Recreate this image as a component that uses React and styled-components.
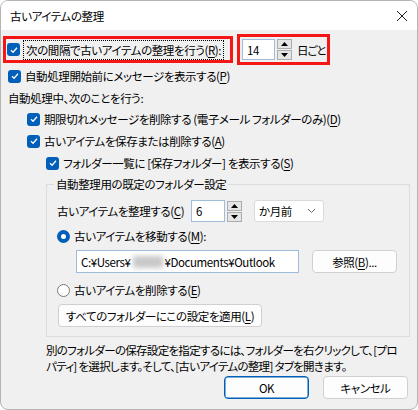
import React from "react";
import styled, { createGlobalStyle } from "styled-components";

const Global = createGlobalStyle`
  html, body { margin: 0; padding: 0; background: #ffffff; }
  body {
    font-family: "Noto Sans CJK JP", "Noto Sans", sans-serif;
    font-size: 11.5px;
    letter-spacing: -0.4px;
    color: #000;
    font-feature-settings: "palt";
    white-space: nowrap;
  }
`;

const Window = styled.div`
  width: 418px;
  height: 410px;
  box-sizing: border-box;
  border: 1px solid #b4b4b4;
  border-radius: 8px;
  overflow: hidden;
  background: #f0f0f0;
  display: flex;
  flex-direction: column;
`;

const TitleBar = styled.div`
  height: 29px;
  flex: none;
  background: #ffffff;
  display: flex;
  align-items: center;
  justify-content: space-between;
  padding: 0 9px 0 9px;
`;

const Title = styled.div`
  font-size: 11.5px;
`;

const Body = styled.div`
  padding: 4px 7px 0 7px;
  display: flex;
  flex-direction: column;
`;

const Row = styled.div`
  display: flex;
  align-items: center;
  height: ${(p) => p.h || 22}px;
  padding-left: ${(p) => p.indent || 0}px;
  margin-top: ${(p) => p.mt || 0}px;
`;

const RedBox = styled.div`
  display: flex;
  align-items: center;
  border: 3px solid #f51616;
  box-sizing: border-box;
  height: ${(p) => p.h}px;
  width: ${(p) => p.w}px;
  padding-left: ${(p) => p.pl || 0}px;
  margin-left: ${(p) => p.ml || 0}px;
  flex: none;
`;

const Box = styled.span`
  width: 13px;
  height: 13px;
  border-radius: 3px;
  background: #005fb8;
  display: inline-flex;
  align-items: center;
  justify-content: center;
  flex: none;
  margin-right: 4px;
`;

const Label = styled.span`
  white-space: nowrap;
  padding: ${(p) => (p.focus ? "1px 2px" : "0")};
  outline: ${(p) => (p.focus ? "1px dotted #000" : "none")};
`;

const U = styled.u`
  text-underline-offset: 2px;
`;

const Check = ({ children, focus }) => (
  <>
    <Box>
      <svg width="10" height="10" viewBox="0 0 10 10">
        <polyline points="2,5.2 4.1,7.2 8,2.8" fill="none" stroke="#fff" strokeWidth="1.3" />
      </svg>
    </Box>
    <Label focus={focus}>{children}</Label>
  </>
);

const RadioDot = styled.span`
  width: 13px;
  height: 13px;
  box-sizing: border-box;
  border-radius: 50%;
  flex: none;
  margin-right: 4px;
  background: #ffffff;
  border: ${(p) => (p.on ? "4px solid #005fb8" : "1px solid #7a7a7a")};
`;

const Edit = styled.div`
  width: ${(p) => p.w}px;
  height: ${(p) => p.h || 21}px;
  box-sizing: border-box;
  border: 1px solid #9fbcdc;
  background: #fff;
  display: flex;
  align-items: center;
  padding-left: 4px;
  overflow: hidden;
  flex: none;
`;

const Spin = styled.div`
  display: flex;
  flex-direction: column;
  gap: 1px;
  margin-left: 2px;
  flex: none;
`;

const SpinBtn = styled.div`
  width: 15px;
  height: 10px;
  box-sizing: border-box;
  border: 1px solid #acacac;
  background: #e5e5e5;
  display: flex;
  align-items: center;
  justify-content: center;
`;

const Spinner = () => (
  <Spin>
    <SpinBtn>
      <svg width="7" height="4" viewBox="0 0 7 4"><polygon points="0,4 7,4 3.5,0" fill="#000" /></svg>
    </SpinBtn>
    <SpinBtn>
      <svg width="7" height="4" viewBox="0 0 7 4"><polygon points="0,0 7,0 3.5,4" fill="#000" /></svg>
    </SpinBtn>
  </Spin>
);

const Select = styled.div`
  width: 70px;
  height: 22px;
  box-sizing: border-box;
  border: 1px solid #dadada;
  border-radius: 3px;
  background: #fff;
  display: flex;
  align-items: center;
  justify-content: space-between;
  padding: 0 7px 0 4px;
  margin-left: 12px;
  flex: none;
`;

const FieldLabel = styled.span`
  width: ${(p) => p.w}px;
  flex: none;
`;

const Unit = styled.span`
  margin-left: 5px;
  letter-spacing: -1.2px;
  flex: none;
`;

const Group = styled.fieldset`
  margin: 2px 0 0 38px;
  padding: 0 0 9px 10px;
  border: 1px solid #dcdcdc;
  border-radius: 0;
  min-width: 0;
`;

const Legend = styled.legend`
  padding: 0 2px;
  margin-left: -3px;
  line-height: 16px;
`;

const Button = styled.div`
  width: ${(p) => p.w}px;
  height: 23px;
  box-sizing: border-box;
  border: ${(p) => (p.primary ? "1px solid #005fb8" : "1px solid #d0d0d0")};
  box-shadow: ${(p) => (p.primary ? "inset 0 0 0 0.5px #005fb8" : "none")};
  border-radius: 4px;
  background: #fdfdfd;
  display: flex;
  align-items: center;
  justify-content: center;
  flex: none;
  margin-left: ${(p) => p.ml || 0}px;
`;

const Note = styled.div`
  margin: 5px 0 0 38px;
  line-height: 16px;
  letter-spacing: -0.7px;
`;

const Footer = styled.div`
  display: flex;
  justify-content: flex-end;
  gap: 14px;
  padding-right: 2px;
  margin-top: 2px;
`;

const Blur = styled.span`
  display: inline-block;
  width: 30px;
  height: 12px;
  background: #c8c8c8;
  filter: blur(2.5px);
  margin: 0 2px;
`;

export default function App() {
  return (
    <>
      <Global />
      <Window>
        <TitleBar>
          <Title>古いアイテムの整理</Title>
          <svg width="12" height="12" viewBox="0 0 12 12">
            <path d="M1 1 L11 11 M11 1 L1 11" stroke="#1a1a1a" strokeWidth="1" fill="none" />
          </svg>
        </TitleBar>
        <Body>
          <Row h={31}>
            <RedBox w={230} h={27} pl={1} ml={-5}>
              <Check focus>
                次の間隔で古いアイテムの整理を行う(<U>R</U>):
              </Check>
            </RedBox>
            <RedBox w={93} h={31} pl={2} ml={4}>
              <Edit w={33}>14</Edit>
              <Spinner />
              <Unit>日ごと</Unit>
            </RedBox>
          </Row>
          <Row>
            <Check>
              自動処理開始前にメッセージを表示する(<U>P</U>)
            </Check>
          </Row>
          <Row h={21}>自動処理中、次のことを行う:</Row>
          <Row indent={19}>
            <Check>
              期限切れメッセージを削除する (電子メール フォルダーのみ)(<U>D</U>)
            </Check>
          </Row>
          <Row indent={19}>
            <Check>
              古いアイテムを保存または削除する(<U>A</U>)
            </Check>
          </Row>
          <Row indent={38}>
            <Check>
              フォルダー一覧に [保存フォルダー] を表示する(<U>S</U>)
            </Check>
          </Row>
          <Group>
            <Legend>自動整理用の既定のフォルダー設定</Legend>
            <Row mt={8}>
              <FieldLabel w={134}>
                古いアイテムを整理する(<U>C</U>)
              </FieldLabel>
              <Edit w={34} h={22}>6</Edit>
              <Spinner />
              <Select>
                か月前
                <svg width="9" height="6" viewBox="0 0 9 6">
                  <polyline points="1,1 4.5,4.5 8,1" fill="none" stroke="#666" strokeWidth="1" />
                </svg>
              </Select>
            </Row>
            <Row mt={3}>
              <RadioDot on />
              古いアイテムを移動する(<U>M</U>):
            </Row>
            <Row h={23} mt={3} indent={19}>
              <Edit w={223} h={23}>
                C:¥Users¥<Blur />¥Documents¥Outlook
              </Edit>
              <Button w={85} ml={13}>
                参照(<U>B</U>)...
              </Button>
            </Row>
            <Row mt={6}>
              <RadioDot />
              古いアイテムを削除する(<U>E</U>)
            </Row>
            <Row h={23} mt={3} indent={1}>
              <Button w={204}>
                すべてのフォルダーにこの設定を適用(<U>L</U>)
              </Button>
            </Row>
          </Group>
          <Note>
            別のフォルダーの保存設定を指定するには、フォルダーを右クリックして、[プロ
            <br />
            パティ] を選択します。そして、[古いアイテムの整理] タブを開きます。
          </Note>
          <Footer>
            <Button w={85} primary>OK</Button>
            <Button w={85}>キャンセル</Button>
          </Footer>
        </Body>
      </Window>
    </>
  );
}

Challenge » Go through the material above and count the lines that contain "components"; give that number alone.

Response for this exercise » 2